§ **EXERCISE TASK**
Repeat the listing that follows, character for character, minus the pictures.

——————————

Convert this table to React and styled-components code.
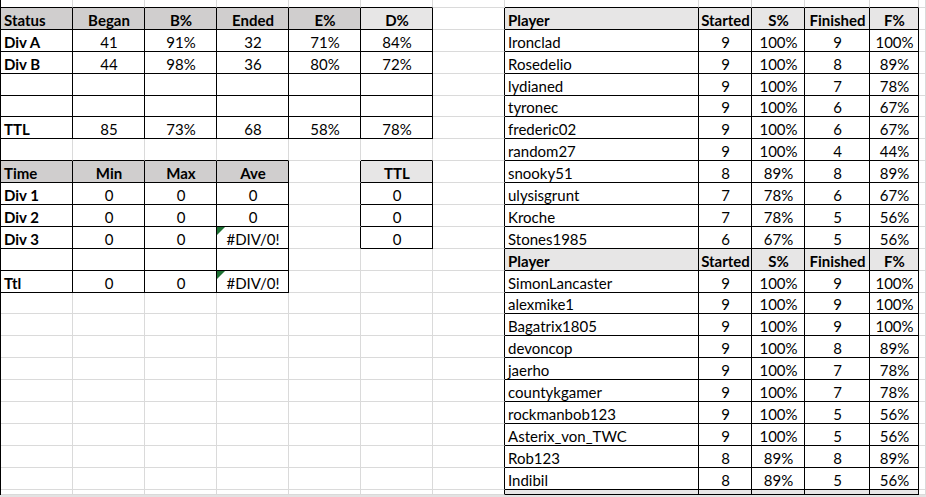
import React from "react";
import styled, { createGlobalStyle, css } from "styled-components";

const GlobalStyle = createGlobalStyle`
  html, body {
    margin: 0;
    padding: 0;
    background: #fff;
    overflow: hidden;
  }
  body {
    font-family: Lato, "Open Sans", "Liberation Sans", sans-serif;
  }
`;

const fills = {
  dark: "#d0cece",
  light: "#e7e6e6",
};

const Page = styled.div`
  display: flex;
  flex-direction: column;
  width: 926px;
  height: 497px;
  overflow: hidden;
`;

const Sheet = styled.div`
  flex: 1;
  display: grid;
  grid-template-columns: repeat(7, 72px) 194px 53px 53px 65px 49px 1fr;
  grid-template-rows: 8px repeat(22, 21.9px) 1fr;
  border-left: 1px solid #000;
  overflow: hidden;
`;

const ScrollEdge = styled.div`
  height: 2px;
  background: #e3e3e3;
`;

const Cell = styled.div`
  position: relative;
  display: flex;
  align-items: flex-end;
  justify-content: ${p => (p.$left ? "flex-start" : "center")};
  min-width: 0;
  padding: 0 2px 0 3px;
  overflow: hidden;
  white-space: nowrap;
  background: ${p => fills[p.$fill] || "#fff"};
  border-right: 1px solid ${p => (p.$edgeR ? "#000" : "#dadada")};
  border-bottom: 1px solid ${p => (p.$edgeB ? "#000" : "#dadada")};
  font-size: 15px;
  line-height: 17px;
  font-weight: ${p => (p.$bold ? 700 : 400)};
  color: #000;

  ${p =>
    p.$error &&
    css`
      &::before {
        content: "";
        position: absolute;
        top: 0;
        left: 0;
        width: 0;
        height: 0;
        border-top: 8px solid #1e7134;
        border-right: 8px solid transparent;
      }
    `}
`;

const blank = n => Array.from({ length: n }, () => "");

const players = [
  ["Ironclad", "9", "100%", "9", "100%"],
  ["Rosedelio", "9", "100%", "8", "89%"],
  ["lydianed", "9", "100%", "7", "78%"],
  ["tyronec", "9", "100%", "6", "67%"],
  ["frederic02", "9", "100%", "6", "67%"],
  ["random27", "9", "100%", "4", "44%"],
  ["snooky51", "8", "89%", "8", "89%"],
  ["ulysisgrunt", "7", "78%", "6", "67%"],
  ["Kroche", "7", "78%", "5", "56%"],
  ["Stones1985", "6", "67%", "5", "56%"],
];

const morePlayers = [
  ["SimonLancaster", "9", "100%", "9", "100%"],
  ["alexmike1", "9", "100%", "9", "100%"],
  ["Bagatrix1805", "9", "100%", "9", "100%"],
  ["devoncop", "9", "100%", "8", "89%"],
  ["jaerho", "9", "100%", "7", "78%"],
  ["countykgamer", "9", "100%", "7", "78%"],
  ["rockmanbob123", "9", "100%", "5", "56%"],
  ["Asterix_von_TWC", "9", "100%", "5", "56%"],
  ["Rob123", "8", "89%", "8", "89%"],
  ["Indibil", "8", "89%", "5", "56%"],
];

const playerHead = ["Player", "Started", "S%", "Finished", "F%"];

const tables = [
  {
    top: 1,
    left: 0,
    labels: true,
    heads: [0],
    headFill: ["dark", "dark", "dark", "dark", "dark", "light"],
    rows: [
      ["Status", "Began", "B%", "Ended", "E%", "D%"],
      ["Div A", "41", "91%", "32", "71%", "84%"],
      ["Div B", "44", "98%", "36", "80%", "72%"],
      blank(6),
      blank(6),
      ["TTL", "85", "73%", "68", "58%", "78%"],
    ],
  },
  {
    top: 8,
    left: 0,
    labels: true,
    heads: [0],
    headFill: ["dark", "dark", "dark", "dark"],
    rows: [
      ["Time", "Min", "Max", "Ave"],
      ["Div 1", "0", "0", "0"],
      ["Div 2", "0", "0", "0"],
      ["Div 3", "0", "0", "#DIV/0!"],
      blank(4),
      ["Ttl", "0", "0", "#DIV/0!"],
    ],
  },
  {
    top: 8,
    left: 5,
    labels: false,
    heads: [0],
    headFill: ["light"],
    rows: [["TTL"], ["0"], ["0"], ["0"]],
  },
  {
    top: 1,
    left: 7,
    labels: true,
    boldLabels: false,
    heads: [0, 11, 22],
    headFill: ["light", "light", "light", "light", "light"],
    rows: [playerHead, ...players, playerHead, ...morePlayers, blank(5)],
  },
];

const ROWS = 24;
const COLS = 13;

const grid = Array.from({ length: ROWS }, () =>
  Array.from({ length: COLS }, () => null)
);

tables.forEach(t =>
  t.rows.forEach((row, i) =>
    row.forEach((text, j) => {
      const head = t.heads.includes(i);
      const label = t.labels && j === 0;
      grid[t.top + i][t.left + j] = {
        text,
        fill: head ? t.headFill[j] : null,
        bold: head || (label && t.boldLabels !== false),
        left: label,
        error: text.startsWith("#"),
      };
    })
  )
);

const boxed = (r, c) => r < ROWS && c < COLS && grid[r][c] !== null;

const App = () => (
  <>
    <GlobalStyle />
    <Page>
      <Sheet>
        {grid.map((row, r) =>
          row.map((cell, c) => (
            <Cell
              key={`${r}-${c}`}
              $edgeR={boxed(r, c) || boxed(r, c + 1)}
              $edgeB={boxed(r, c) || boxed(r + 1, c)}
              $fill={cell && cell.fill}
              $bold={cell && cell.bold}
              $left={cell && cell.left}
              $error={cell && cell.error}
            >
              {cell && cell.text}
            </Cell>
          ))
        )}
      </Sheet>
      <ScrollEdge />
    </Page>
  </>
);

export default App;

——————————

§ **PROBLEM SOLUTION**
Convert this table to React and styled-components code.
import React from "react";
import styled, { createGlobalStyle, css } from "styled-components";

const GlobalStyle = createGlobalStyle`
  html, body {
    margin: 0;
    padding: 0;
    background: #fff;
    overflow: hidden;
  }
  body {
    font-family: Lato, "Open Sans", "Liberation Sans", sans-serif;
  }
`;

const fills = {
  dark: "#d0cece",
  light: "#e7e6e6",
};

const Page = styled.div`
  display: flex;
  flex-direction: column;
  width: 926px;
  height: 497px;
  overflow: hidden;
`;

const Sheet = styled.div`
  flex: 1;
  display: grid;
  grid-template-columns: repeat(7, 72px) 194px 53px 53px 65px 49px 1fr;
  grid-template-rows: 8px repeat(22, 21.9px) 1fr;
  border-left: 1px solid #000;
  overflow: hidden;
`;

const ScrollEdge = styled.div`
  height: 2px;
  background: #e3e3e3;
`;

const Cell = styled.div`
  position: relative;
  display: flex;
  align-items: flex-end;
  justify-content: ${p => (p.$left ? "flex-start" : "center")};
  min-width: 0;
  padding: 0 2px 0 3px;
  overflow: hidden;
  white-space: nowrap;
  background: ${p => fills[p.$fill] || "#fff"};
  border-right: 1px solid ${p => (p.$edgeR ? "#000" : "#dadada")};
  border-bottom: 1px solid ${p => (p.$edgeB ? "#000" : "#dadada")};
  font-size: 15px;
  line-height: 17px;
  font-weight: ${p => (p.$bold ? 700 : 400)};
  color: #000;

  ${p =>
    p.$error &&
    css`
      &::before {
        content: "";
        position: absolute;
        top: 0;
        left: 0;
        width: 0;
        height: 0;
        border-top: 8px solid #1e7134;
        border-right: 8px solid transparent;
      }
    `}
`;

const blank = n => Array.from({ length: n }, () => "");

const players = [
  ["Ironclad", "9", "100%", "9", "100%"],
  ["Rosedelio", "9", "100%", "8", "89%"],
  ["lydianed", "9", "100%", "7", "78%"],
  ["tyronec", "9", "100%", "6", "67%"],
  ["frederic02", "9", "100%", "6", "67%"],
  ["random27", "9", "100%", "4", "44%"],
  ["snooky51", "8", "89%", "8", "89%"],
  ["ulysisgrunt", "7", "78%", "6", "67%"],
  ["Kroche", "7", "78%", "5", "56%"],
  ["Stones1985", "6", "67%", "5", "56%"],
];

const morePlayers = [
  ["SimonLancaster", "9", "100%", "9", "100%"],
  ["alexmike1", "9", "100%", "9", "100%"],
  ["Bagatrix1805", "9", "100%", "9", "100%"],
  ["devoncop", "9", "100%", "8", "89%"],
  ["jaerho", "9", "100%", "7", "78%"],
  ["countykgamer", "9", "100%", "7", "78%"],
  ["rockmanbob123", "9", "100%", "5", "56%"],
  ["Asterix_von_TWC", "9", "100%", "5", "56%"],
  ["Rob123", "8", "89%", "8", "89%"],
  ["Indibil", "8", "89%", "5", "56%"],
];

const playerHead = ["Player", "Started", "S%", "Finished", "F%"];

const tables = [
  {
    top: 1,
    left: 0,
    labels: true,
    heads: [0],
    headFill: ["dark", "dark", "dark", "dark", "dark", "light"],
    rows: [
      ["Status", "Began", "B%", "Ended", "E%", "D%"],
      ["Div A", "41", "91%", "32", "71%", "84%"],
      ["Div B", "44", "98%", "36", "80%", "72%"],
      blank(6),
      blank(6),
      ["TTL", "85", "73%", "68", "58%", "78%"],
    ],
  },
  {
    top: 8,
    left: 0,
    labels: true,
    heads: [0],
    headFill: ["dark", "dark", "dark", "dark"],
    rows: [
      ["Time", "Min", "Max", "Ave"],
      ["Div 1", "0", "0", "0"],
      ["Div 2", "0", "0", "0"],
      ["Div 3", "0", "0", "#DIV/0!"],
      blank(4),
      ["Ttl", "0", "0", "#DIV/0!"],
    ],
  },
  {
    top: 8,
    left: 5,
    labels: false,
    heads: [0],
    headFill: ["light"],
    rows: [["TTL"], ["0"], ["0"], ["0"]],
  },
  {
    top: 1,
    left: 7,
    labels: true,
    boldLabels: false,
    heads: [0, 11, 22],
    headFill: ["light", "light", "light", "light", "light"],
    rows: [playerHead, ...players, playerHead, ...morePlayers, blank(5)],
  },
];

const ROWS = 24;
const COLS = 13;

const grid = Array.from({ length: ROWS }, () =>
  Array.from({ length: COLS }, () => null)
);

tables.forEach(t =>
  t.rows.forEach((row, i) =>
    row.forEach((text, j) => {
      const head = t.heads.includes(i);
      const label = t.labels && j === 0;
      grid[t.top + i][t.left + j] = {
        text,
        fill: head ? t.headFill[j] : null,
        bold: head || (label && t.boldLabels !== false),
        left: label,
        error: text.startsWith("#"),
      };
    })
  )
);

const boxed = (r, c) => r < ROWS && c < COLS && grid[r][c] !== null;

const App = () => (
  <>
    <GlobalStyle />
    <Page>
      <Sheet>
        {grid.map((row, r) =>
          row.map((cell, c) => (
            <Cell
              key={`${r}-${c}`}
              $edgeR={boxed(r, c) || boxed(r, c + 1)}
              $edgeB={boxed(r, c) || boxed(r + 1, c)}
              $fill={cell && cell.fill}
              $bold={cell && cell.bold}
              $left={cell && cell.left}
              $error={cell && cell.error}
            >
              {cell && cell.text}
            </Cell>
          ))
        )}
      </Sheet>
      <ScrollEdge />
    </Page>
  </>
);

export default App;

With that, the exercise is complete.